RAID arrays appear to the operating system (OS) as a single logical drive.
RAID employs the techniques of disk mirroring or disk striping. Mirroring copies identical data onto more than one drive. Striping partitions help spread data over multiple drives. Each drive's storage capacity is divided into units ranging from a sector of 512 bytes up to several megabytes. The stripes of all the drives are interleaved and addressed in order. Disk mirroring and disk striping can also be combined in a RAID array.
In a single-user storage system where large records are stored, the stripes are typically set up to be small -- 512 bytes, for example -- so that a single record spans all the drives and can be accessed quickly by reading all the drives at the same time. In a multiuser system, better performance requires a stripe wide enough to hold the typical or maximum size record, enabling overlapped disk I/O across drives.
RAID controller
A RAID controller is a device used to manage drives in a storage array. It can be used as a level of abstraction between the OS and the physical drives in the data center, presenting groups of drives as logical units. Using a RAID controller can improve performance and help protect data in case of a crash.
A RAID controller may be hardware- or software-based. In a hardware-based RAID product, a physical controller manages the entire array. The controller can also be designed to support drive formats such as Serial Advanced Technology Attachment and Small Computer System Interface.
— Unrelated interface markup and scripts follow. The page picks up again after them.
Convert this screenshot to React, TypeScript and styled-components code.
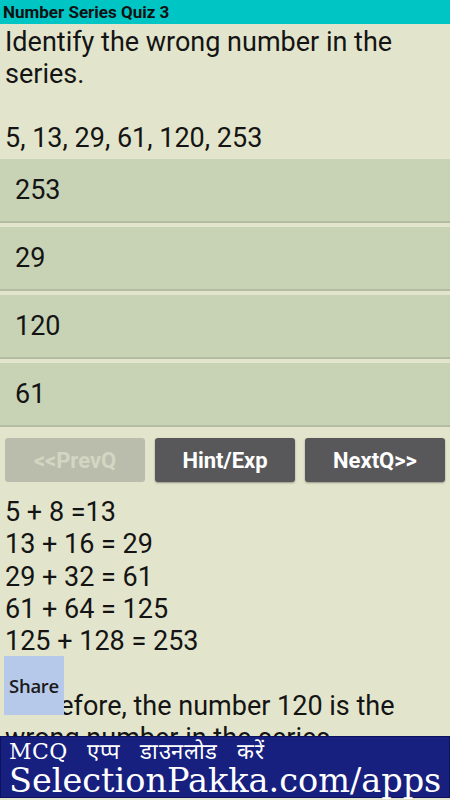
import React from "react";
import styled, { createGlobalStyle } from "styled-components";

const GlobalStyle = createGlobalStyle`
  html, body {
    margin: 0;
    padding: 0;
    background: #e2e5cb;
    overflow: hidden;
  }
  * {
    box-sizing: border-box;
  }
`;

const Screen = styled.div`
  position: relative;
  width: 450px;
  height: 800px;
  overflow: hidden;
  background: #e2e5cb;
  font-family: Roboto, "Noto Sans", sans-serif;
  color: #141414;
`;

const TitleBar = styled.div`
  height: 24px;
  background: #00c5c5;
  padding: 0 3px;
  font-size: 17px;
  font-weight: bold;
  line-height: 25px;
  color: #111;
`;

const Question = styled.div`
  padding: 2px 5px 0;
  font-size: 27px;
  line-height: 32px;
  white-space: pre-line;
  margin-bottom: 5px;
`;

const OptionList = styled.div`
  display: flex;
  flex-direction: column;
  gap: 4px;
`;

const Option = styled.div`
  height: 64px;
  background: #c8d3b5;
  border-bottom: 2px solid #b3bca1;
  padding-left: 15px;
  display: flex;
  align-items: center;
  font-size: 27px;
`;

const ButtonRow = styled.div`
  display: grid;
  grid-template-columns: repeat(3, 1fr);
  gap: 10px;
  padding: 0 5px;
  margin-top: 11px;
`;

const NavButton = styled.div<{ $disabled?: boolean }>`
  height: 44px;
  border-radius: 3px;
  display: flex;
  align-items: center;
  justify-content: center;
  font-size: 22px;
  font-weight: bold;
  background: ${(p) => (p.$disabled ? "#babdac" : "#58585a")};
  color: ${(p) => (p.$disabled ? "#d3d6c3" : "#ffffff")};
  box-shadow: ${(p) => (p.$disabled ? "none" : "0 1px 2px rgba(0,0,0,0.35)")};
`;

const Explanation = styled.div`
  margin-top: 14px;
  padding: 0 5px;
  font-size: 27px;
  line-height: 32.3px;
  white-space: pre-line;
`;

const ShareButton = styled.div`
  position: absolute;
  left: 4px;
  top: 656px;
  width: 60px;
  height: 59px;
  background: #b7c9ea;
  display: flex;
  align-items: center;
  justify-content: center;
  font-family: "Open Sans", "Noto Sans", sans-serif;
  font-size: 18.5px;
  font-weight: 600;
  letter-spacing: -0.3px;
  color: #1a1a1a;
`;

const Banner = styled.div`
  position: absolute;
  left: 0;
  right: 0;
  top: 736px;
  height: 62px;
  background: #17207f;
  border: 1px solid #0d1260;
  padding: 0 8px;
  color: #ffffff;
  font-family: "DejaVu Serif", "Liberation Serif", serif;
  display: flex;
  flex-direction: column;
`;

const BannerTop = styled.div`
  font-size: 22px;
  line-height: 30px;
  word-spacing: 12px;
  letter-spacing: 0.5px;
`;

const BannerMain = styled.div`
  font-size: 33.5px;
  line-height: 28px;
`;

const options = ["253", "29", "120", "61"];

const explanation = `5 + 8 =13
13 + 16 = 29
29 + 32 = 61
61 + 64 = 125
125 + 128 = 253

Therefore, the number 120 is the wrong number in the series.`;

export default function App() {
  return (
    <Screen>
      <GlobalStyle />
      <TitleBar>Number Series Quiz 3</TitleBar>
      <Question>
        {"Identify the wrong number in the series.\n\n5, 13, 29, 61, 120, 253"}
      </Question>
      <OptionList>
        {options.map((o) => (
          <Option key={o}>{o}</Option>
        ))}
      </OptionList>
      <ButtonRow>
        <NavButton $disabled>&lt;&lt;PrevQ</NavButton>
        <NavButton>Hint/Exp</NavButton>
        <NavButton>NextQ&gt;&gt;</NavButton>
      </ButtonRow>
      <Explanation>{explanation}</Explanation>
      <ShareButton>Share</ShareButton>
      <Banner>
        <BannerTop>MCQ एप्प डाउनलोड करें</BannerTop>
        <BannerMain>SelectionPakka.com/apps</BannerMain>
      </Banner>
    </Screen>
  );
}
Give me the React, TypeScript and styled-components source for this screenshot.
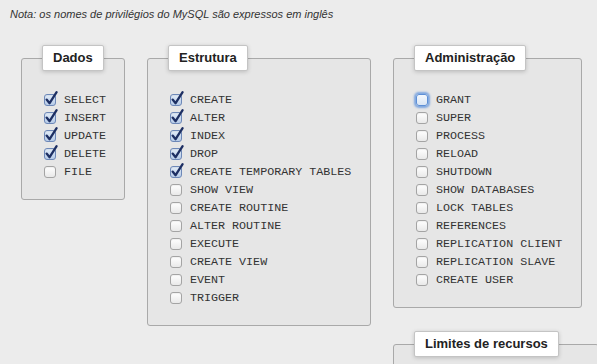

A physical RAID controller can also be built into a server's motherboard.
With software-based RAID, the controller uses the resources of the hardware system, such as the central processor unit (CPU) and memory. While it performs the same functions as a hardware-based RAID controller, software-based RAID controllers may not enable as much of a performance boost and can affect the performance of other applications on the server.
If a software-based RAID implementation is not compatible with a system's boot-up process and hardware-based RAID controllers are too costly, firmware, or driver-based RAID, is a potential option.
Firmware-based RAID controller chips are located on the motherboard, and all operations are performed by the CPU, similar to software-based RAID. However, with firmware, the RAID system is only implemented at the beginning of the boot process. Once the OS has loaded, the controller driver takes over RAID functionality. A firmware RAID controller is not as pricey as a hardware option, but it puts more strain on the computer's CPU. Firmware-based RAID is also called hardware-assisted software RAID, hybrid model RAID and fake RAID.
RAID levels
RAID devices use different versions called levels. The original paper that coined the term and developed the RAID setup concept defined six levels of RAID -- 0 through 5. This numbered system differentiated the capabilities of the RAID versions. The number of levels has since expanded and has been broken into three categories: standard, nested and nonstandard RAID levels.
Standard RAID levels
RAID 0. This configuration has striping but no data redundancy. It offers the best performance, but it does not provide fault tolerance.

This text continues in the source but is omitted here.